Roger d'Este Burford (1904–1981) was an English poet, novelist and screenwriter. He also wrote crime fiction as Roger East.[2]

He was the son of Samuel Francis Burford (b. 1857, Desborough - d. 1935 Watford) an analytical chemist, and Clara d'Este Burford (née d'Este Emery, b. 1865, Market Harborough - d. 1935, Leicester). He had an elder brother, Francis Emery Buford (1898-1918), who was killed in action whilst a 2nd Lt. in the 1st. Battalion, Leicestershire Regiment, and sister Marjorie Clara Burford (b. 1899).

Burford attended Gonville & Caius College, Cambridge University, going up in autumn 1922, and taking the English Tripos. In Easter Term 1923 he was a founder member of the Cambridge University Kinema Club (CUKC). During the 1923 vacation the club visited Gaumont Studios in Shepherd's Bush, London, and in the Michaelmas Term of that year it went to Famous Players-Lasky Studio in Islington, London, where George Pearson was shooting Reveille.
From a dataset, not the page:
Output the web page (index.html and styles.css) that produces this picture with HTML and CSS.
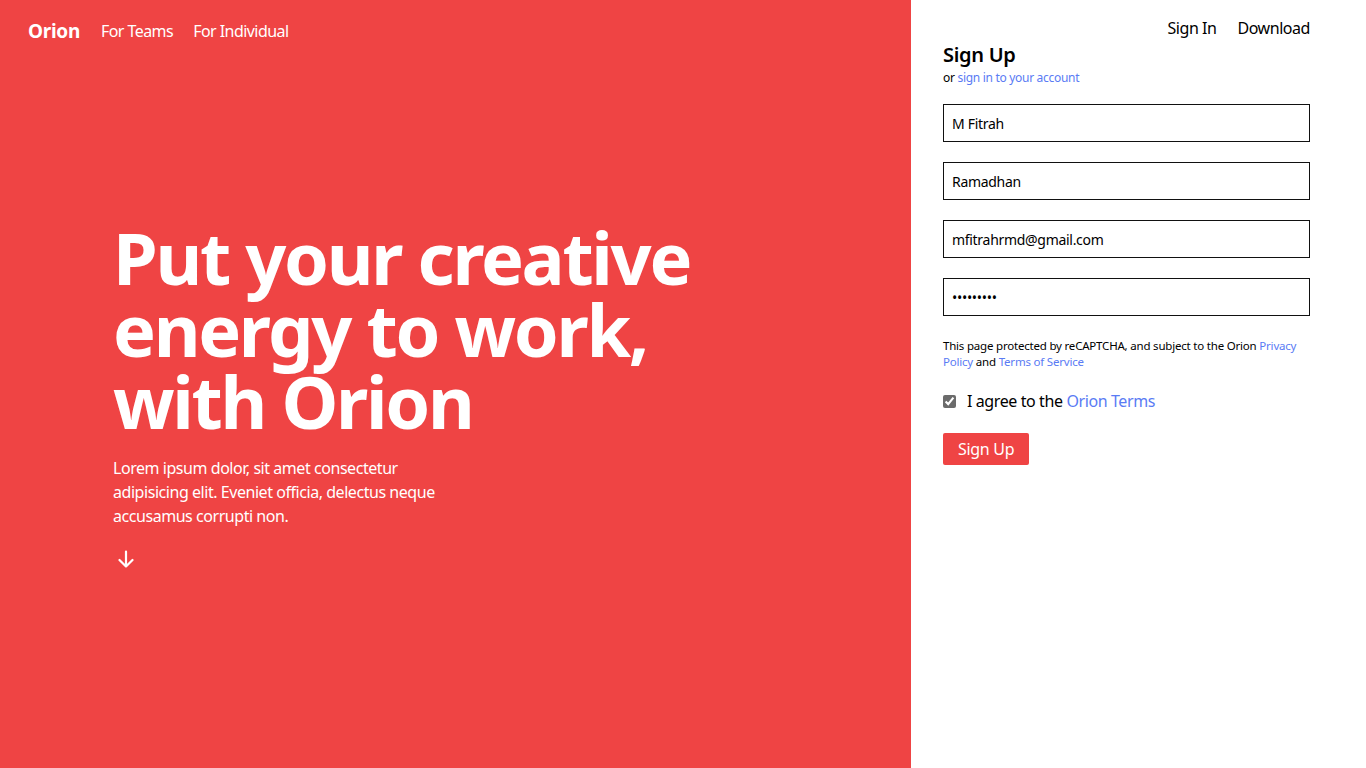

Pearson later gave a talk to the CUKC in Lent Term, 1924.[3] Pearson's comedies would be a particular enthusiasm of Burford's in his early writing on film.[4] In Michaelmas term 1923 Burford became friends with fellow CUKC member Christopher Isherwood. He is fictionalised as "Roger East" in Isherwood's novel Lions and Shadows. After graduating, Burford registered for two terms at Leicester School of Art, having some talent as a painter. In the spring of 1926 he briefly taught Greek at Wooton Court Preparatory School. He then moved to London, sharing rooms in a boarding house on Redcliffe Road, Chelsea, with the painter Stella Wilkinson (1903-1944), whom he had met at Leicester School of Art. Stella appears as "Polly" in Lions and Shadows. The couple left London for a trip to Milan in September 1926, letting Isherwood take over their rooms. On 28 April 1927 Burford married Stella in a London registry office, with Isherwood one of the two witnesses.[5] The two men corresponded throughout the 1930s and Burford's letters are preserved in Isherwood's papers in the Huntington Library.[6]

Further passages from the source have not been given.